Appellate Division of the Supreme Court of New York, First Department
Mar 31, 1966
25 A.D.2d 218 (N.Y. App. Div. 1966)

Opinion

March 31, 1966.

Appeal from the Supreme Court, New York County, DARWIN W. TELESFORD, J.

William L. Shumate of counsel ( Millard N. Bush, attorney), for appellant.

Martin M. Baxter of counsel ( Allen M. Taylor, attorney), for respondent.


Plaintiff operates a retail store in Worcester, Massachusetts. Sometime in July, 1957, a Mrs. Israel purchased a blouse in the store. About a month later, Mrs. Israel, while wearing the blouse, approached the stove in her kitchen. The blouse caught fire and she was subjected to extensive burns. Claiming that the blouse was made of material unusually susceptible to heat, she brought an action against the plaintiff. Plaintiff, claiming that it purchased the blouse from defendant, gave the latter notice of the claim and asked that defendant assume the defense. Defendant declined. Thereafter plaintiff settled the action for $32,000. This suit is to recover that amount, plus counsel fees. A jury rendered a verdict for the defendant. The court set it aside as against the weight of the evidence.

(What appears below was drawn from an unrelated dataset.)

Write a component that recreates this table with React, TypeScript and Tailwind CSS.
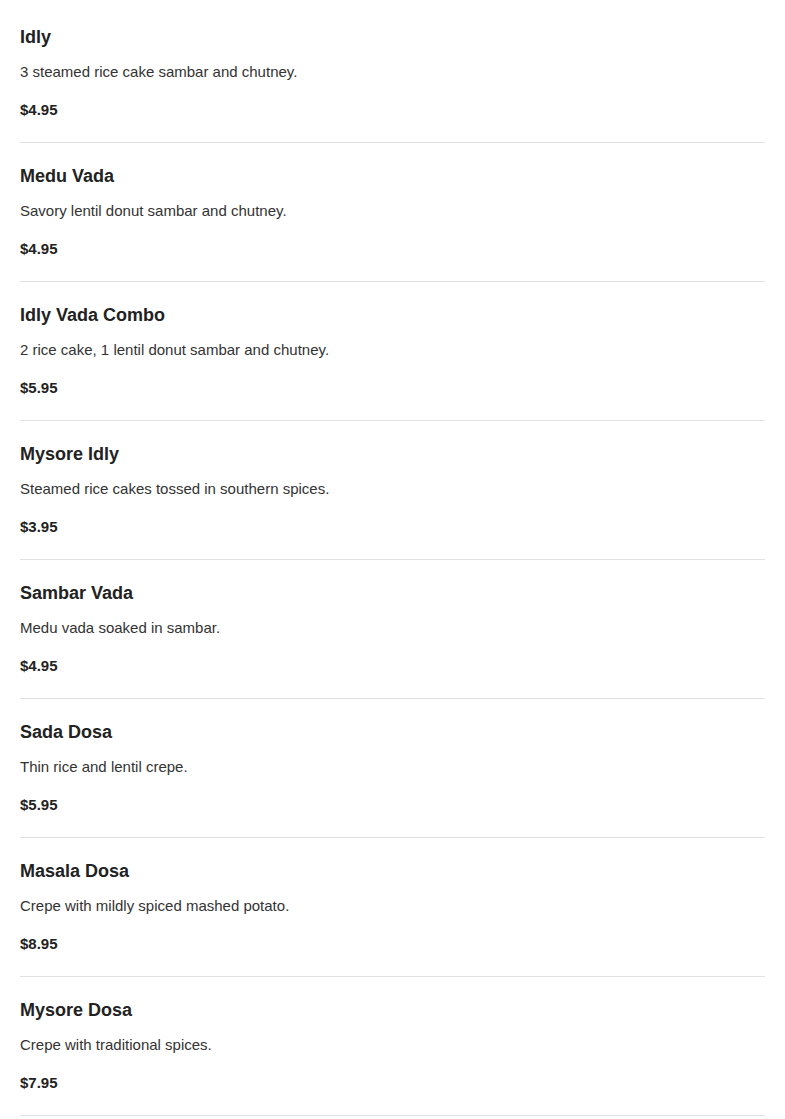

The theory of the action is that defendant, having sold the blouse to plaintiff under the same implied warranty of fitness under which plaintiff sold to its customer, by operation of law became an indemnitor. An indemnitor by operation of law who receives notice of a claim ceases to be a stranger to the action, whether he undertakes the defense or not, and, subject to certain limitations, becomes bound by the outcome ( Hartford Acc. Ind. Co. v. First Nat. Bank, 281 N.Y. 162).

Whether or not defendant was an indemnitor depended in the first instance on whether or not it sold the blouse in question to plaintiff. The question was sharply contested. The destruction of the blouse and the absence of any documentary proof identifying the particular blouse that was involved prevented a conclusive demonstration on this point. Plaintiff relied on certain similarities between the blouse as described by the customer and those it purchased from defendant. Defendant relied particularly on the fact that all blouses it sold to plaintiff were made of ordinary cotton. For two reasons this was important. It differed from the description of the material as given by Mrs. Israel. It was further proved that ordinary cotton is not unusually inflammable.

A secondary question would be whether the blouse was in the same condition when plaintiff sold it as it was when defendant sold it, but this question, though raised, was not the subject of any proof.

The testimony to support defendant's contentions would, for other purposes, not be admissible. If it were conceded or conclusively established that the blouse had been sold by defendant to plaintiff, defendant would not be in a position to contest liability by virtue of the quality of the blouse ( Village of Port Jervis v. First Nat. Bank, 96 N.Y. 550, 556). But for the purpose of establishing that defendant did not sell the blouse in question, the evidence had probative value and was competent.

Nor would we say that the verdict so arrived at by the jury was against the weight of the evidence. It is true that the restrictive effect of this testimony was not presented to the jury in specific terms but plaintiff must bear the responsibility for this. Instead of relying on a theory of indemnity, plaintiff presented its proof as if it were an assignee of the injured person. Plaintiff did not except to any of the charge and originally made no requests. Later, plaintiff did request a charge that if the settlement was made in good faith the defendant was bound by it. The court denied the request to charge as having already been covered and plaintiff accepted this disposition. Had the subject been adequately presented, or even had the plaintiff made its position clear as to the purpose of the request, we might well be inclined to regard the refusal of the request as prejudicial error which would entitle plaintiff to have the verdict vacated as being based on an erroneous premise. However, neither then nor when the verdict was taken did plaintiff indicate wherein it conceived that the court was in error. Nor was the verdict set aside on any such grounds.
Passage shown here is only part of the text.